+++ DATA SHOWN +++
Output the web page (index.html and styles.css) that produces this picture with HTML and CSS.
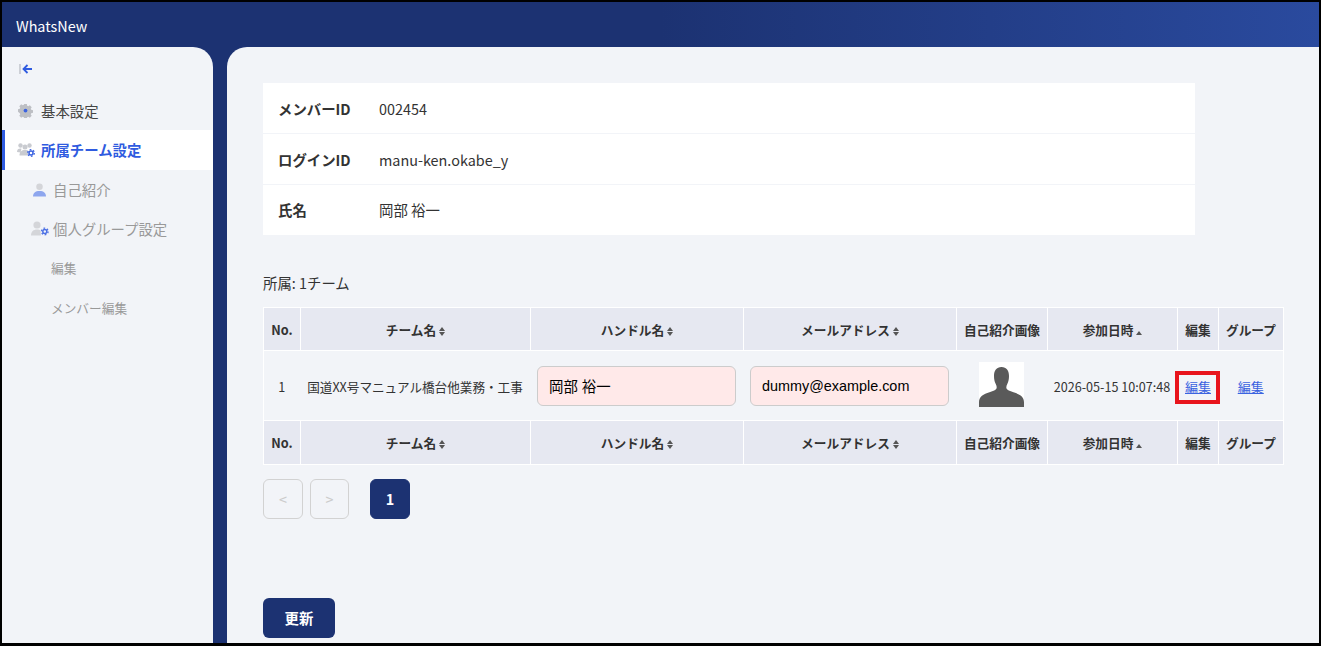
FILE: index.html
```html
<!DOCTYPE html>
<html lang="ja">

<head>
    <meta charset="utf-8"/>
    <title>WhatsNew</title>
    <link rel="stylesheet" href="styles.css">
</head>

<body>
<div class="frame">
    <header class="topbar">WhatsNew</header>

    <div class="layout">
        <nav class="sidebar">
            <div class="collapse">
                <svg width="14" height="12" viewBox="0 0 14 12">
                    <path d="M1 1v10" stroke="#c4c7ce" stroke-width="1.6" fill="none"/>
                    <path d="M13 6H5M8.500 2 4.500 6l4 4" stroke="#2f5be0" stroke-width="1.800" fill="none"/>
                </svg>
            </div>

            <a class="nav-item">
                <svg class="nav-icon" width="15" height="15" viewBox="0 0 16 16">
                    <path fill="#bdbfc4" d="M6.600 1h2.800l.4 1.900 1.100.5 1.700-1 2 2-1 1.700.5 1.100 1.900.4v2.800l-1.900.4-.5 1.100 1 1.700-2 2-1.700-1-1.100.5-.4 1.900H6.600l-.4-1.900-1.100-.5-1.700 1-2-2 1-1.700-.5-1.100L0 9.400V6.600l1.900-.4.500-1.100-1-1.700 2-2 1.700 1 1.100-.5z"/>
                    <circle cx="8" cy="8" r="2" fill="#3b63e0"/>
                </svg>
                基本設定
            </a>
            <a class="nav-item active">
                <svg class="nav-icon wide" width="18" height="14" viewBox="0 0 18 14">
                    <g fill="#c9cbd0">
                        <circle cx="3.500" cy="2.500" r="2.200"/>
                        <circle cx="12.500" cy="2.500" r="2.200"/>
                        <circle cx="8" cy="4" r="2.500"/>
                        <path d="M0 9c0-2.500 1.300-3.600 3.500-3.600l1 .4-1 3.700zM2.500 12.500c0-3.500 2-5.500 5.500-5.500 1.600 0 2.800.4 3.700 1.200l-1.200 4.300z"/>
                    </g>
                    <g fill="none" stroke="#3b63e0">
                        <circle cx="14" cy="10" r="2" stroke-width="1.500"/>
                        <circle cx="14" cy="10" r="3.300" stroke-width="1.300" stroke-dasharray="1.700 1.750"/>
                    </g>
                </svg>
                所属チーム設定
            </a>
            <a class="nav-item sub">
                <svg class="nav-icon" width="13" height="14" viewBox="0 0 14 15">
                    <circle cx="7" cy="4" r="3.500" fill="#d4d5d9"/>
                    <path fill="#8ea6ee" d="M0 14.500C0 10.500 2.500 8.500 7 8.500s7 2 7 6z"/>
                </svg>
                自己紹介
            </a>
            <a class="nav-item sub tight">
                <svg class="nav-icon" width="18" height="15" viewBox="0 0 18 15">
                    <circle cx="6" cy="4" r="3.600" fill="#d4d5d9"/>
                    <path fill="#d4d5d9" d="M0 14.500C0 10.500 2.500 8.500 6 8.500c1.500 0 2.500.3 3.500 1l.5 5z"/>
                    <g fill="none" stroke="#4c70e4">
                        <circle cx="13.800" cy="10.500" r="2" stroke-width="1.500"/>
                        <circle cx="13.800" cy="10.500" r="3.300" stroke-width="1.300" stroke-dasharray="1.700 1.750"/>
                    </g>
                </svg>
                個人グループ設定
            </a>
            <a class="nav-item third">編集</a>
            <a class="nav-item third">メンバー編集</a>
        </nav>

        <main class="content">
            <section class="profile">
                <div class="profile-row">
                    <div class="profile-label">メンバーID</div>
                    <div>002454</div>
                </div>
                <div class="profile-row">
                    <div class="profile-label">ログインID</div>
                    <div>manu-ken.okabe_y</div>
                </div>
                <div class="profile-row">
                    <div class="profile-label">氏名</div>
                    <div>岡部 裕一</div>
                </div>
            </section>

            <p class="team-count">所属: 1チーム</p>

            <table class="teams">
                <colgroup>
                    <col class="col-no">
                    <col class="col-team">
                    <col class="col-handle">
                    <col class="col-mail">
                    <col class="col-image">
                    <col class="col-date">
                    <col class="col-edit">
                    <col class="col-group">
                </colgroup>
                <thead>
                <tr>
                    <th>No.</th>
                    <th>チーム名<i class="sort"></i></th>
                    <th>ハンドル名<i class="sort"></i></th>
                    <th>メールアドレス<i class="sort"></i></th>
                    <th>自己紹介画像</th>
                    <th>参加日時<i class="sort asc"></i></th>
                    <th>編集</th>
                    <th>グループ</th>
                </tr>
                </thead>
                <tbody>
                <tr>
                    <td>1</td>
                    <td>国道XX号マニュアル橋台他業務・工事</td>
                    <td><input class="field" type="text" value="岡部 裕一"></td>
                    <td><input class="field" type="text" value="dummy@example.com"></td>
                    <td>
                        <svg class="avatar" width="45" height="45" viewBox="0 0 45 45">
                            <rect width="45" height="45" fill="#fff"/>
                            <path fill="#5a5a5a" d="M22.500 5c5 0 7.500 3.500 7.500 9 0 3-.6 5.500-1.500 7.500-1 2-1.500 3.500-1 5 .6 1.500 3 2.500 7 3.800 6 1.900 10.500 4 10.500 10V45H0v-4.700c0-6 4.500-8.100 10.500-10 4-1.300 6.400-2.300 7-3.800.5-1.500 0-3-1-5C15.600 19.500 15 17 15 14c0-5.500 2.500-9 7.500-9z"/>
                        </svg>
                    </td>
                    <td>2026-05-15 10:07:48</td>
                    <td class="marked link-cell"><a href="#">編集</a><span class="highlight"></span></td>
                    <td class="link-cell"><a href="#">編集</a></td>
                </tr>
                </tbody>
                <tfoot>
                <tr>
                    <th>No.</th>
                    <th>チーム名<i class="sort"></i></th>
                    <th>ハンドル名<i class="sort"></i></th>
                    <th>メールアドレス<i class="sort"></i></th>
                    <th>自己紹介画像</th>
                    <th>参加日時<i class="sort asc"></i></th>
                    <th>編集</th>
                    <th>グループ</th>
                </tr>
                </tfoot>
            </table>

            <div class="pager">
                <button class="page-btn" disabled>&lt;</button>
                <button class="page-btn next" disabled>&gt;</button>
                <button class="page-btn current">1</button>
            </div>

            <button class="submit">更新</button>
        </main>
    </div>
</div>
</body>

</html>
```

FILE: styles.css
```css
* {
    box-sizing: border-box;
}

html, body {
    margin: 0;
    height: 100%;
    overflow: hidden;
}

body {
    font-family: "Noto Sans CJK JP", "Noto Sans", sans-serif;
    font-size: 14.400px;
    color: #333;
}

.frame {
    height: 646px;
    border: 2px solid #000;
    border-bottom-width: 3px;
    display: flex;
    flex-direction: column;
    background: #1c3272;
    overflow: hidden;
}

.topbar {
    height: 45px;
    flex: none;
    padding: 0 14px;
    line-height: 47px;
    font-size: 14.400px;
    color: #fff;
    background: linear-gradient(90deg, #1c3272 0%, #1c3272 50%, #2a4a9e 100%);
}

.layout {
    flex: 1;
    display: flex;
    gap: 14px;
    min-height: 0;
}

.sidebar {
    width: 211px;
    flex: none;
    background: #f2f4f8;
    border-top-right-radius: 20px;
    padding-top: 16px;
}

.collapse {
    height: 14px;
    margin: 0 0 14px 17px;
    line-height: 0;
}

.nav-item {
    display: flex;
    align-items: center;
    height: 39.500px;
    padding-left: 16px;
    color: #444;
}

.nav-icon {
    flex: none;
    margin-right: 8px;
}

.nav-icon.wide {
    margin-right: 6px;
}

.nav-item.active {
    height: 40px;
    margin-top: -0.500px;
    padding-left: 12px;
    padding-bottom: 1px;
    border-left: 3px solid #2f5be0;
    background: #fff;
    color: #2f5be0;
    font-weight: 700;
}

.nav-item.sub {
    padding-left: 31px;
    color: #999;
}

.nav-item.sub .nav-icon {
    margin-right: 7px;
}

.nav-item.tight {
    padding-left: 29px;
    padding-bottom: 1px;
}

.nav-item.tight .nav-icon {
    margin-right: 4px;
}

.nav-item.third {
    padding-left: 49px;
    padding-bottom: 2px;
    font-size: 12.700px;
    color: #999;
}

.content {
    flex: 1;
    background: #f2f4f8;
    border-top-left-radius: 20px;
    padding: 36px 0 0 36px;
    min-width: 0;
}

.profile {
    width: 932px;
    background: #fff;
}

.profile-row {
    display: flex;
    align-items: center;
    height: 51px;
    padding-left: 15px;
    border-bottom: 1px solid #f2f4f8;
}

.profile-row:last-child {
    height: 50px;
    padding-bottom: 2px;
    border-bottom: none;
}

.profile-label {
    width: 101px;
    font-weight: 700;
}

.team-count {
    margin: 38px 0 14px;
    height: 20px;
    line-height: 20px;
}

.teams {
    width: 1020px;
    table-layout: fixed;
    border-collapse: collapse;
    border: 1px solid #fff;
    font-size: 12.600px;
}

.col-no { width: 37px; }
.col-team { width: 230px; }
.col-handle { width: 213px; }
.col-mail { width: 213px; }
.col-image { width: 91px; }
.col-date { width: 130px; }
.col-edit { width: 41px; }
.col-group { width: 65px; }

.teams th {
    height: 43px;
    padding: 0;
    background: #e6e8f1;
    border: 1px solid #fff;
    font-size: 12.700px;
    font-weight: 700;
    text-align: center;
    white-space: nowrap;
}

.teams tfoot th {
    height: 44px;
}

.teams td {
    height: 70px;
    padding: 2px 1px 0 0;
    text-align: center;
    white-space: nowrap;
}

.teams td.link-cell {
    padding-right: 0;
}

.sort {
    display: inline-block;
    position: relative;
    width: 6px;
    height: 9px;
    margin-left: 3px;
    vertical-align: -1px;
}

.sort::before, .sort::after {
    content: "";
    position: absolute;
    left: 0;
    border-left: 3px solid transparent;
    border-right: 3px solid transparent;
}

.sort::before {
    top: 0;
    border-bottom: 4px solid #555;
}

.sort::after {
    bottom: 0;
    border-top: 4px solid #555;
}

.sort.asc::after {
    display: none;
}

.sort.asc::before {
    top: 4px;
}

.field {
    display: block;
    width: 199px;
    height: 40px;
    margin: -2px auto 0;
    padding: 0 11px;
    border: 1px solid #ccc;
    border-radius: 6px;
    background: #ffe9e9;
    font-family: "Liberation Sans", "Noto Sans CJK JP", sans-serif;
    font-size: 14.400px;
    color: #000;
}

.avatar {
    display: block;
    margin: -4px auto 0;
}

.teams a {
    color: #3b63e0;
    font-size: 13px;
    text-decoration: underline;
}

.marked {
    position: relative;
}

.highlight {
    position: absolute;
    left: -3px;
    right: -1px;
    top: 20px;
    height: 33px;
    border: 4px solid #e8141c;
}

.pager {
    display: flex;
    margin-top: 14px;
}

.page-btn {
    width: 40px;
    height: 40px;
    padding: 0 0 2px;
    border: 1px solid #d2d2d2;
    border-radius: 6px;
    background: transparent;
    font-family: inherit;
    font-size: 14.400px;
    color: #ccc;
}

.page-btn.next {
    width: 39px;
    margin-left: 7px;
}

.page-btn.current {
    margin-left: 21px;
    border-color: #1c3272;
    background: #1c3272;
    color: #fff;
    font-weight: 700;
}

.submit {
    display: block;
    width: 72px;
    height: 40px;
    margin-top: 79px;
    padding: 0 0 2px;
    border: none;
    border-radius: 6px;
    background: #1c3272;
    font-family: inherit;
    font-size: 14.400px;
    font-weight: 700;
    color: #fff;
}
```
+++
Pull every line containing "styles" out of the data above.

ANSWER:
Output the web page (index.html and styles.css) that produces this picture with HTML and CSS.
    <link rel="stylesheet" href="styles.css">
FILE: styles.css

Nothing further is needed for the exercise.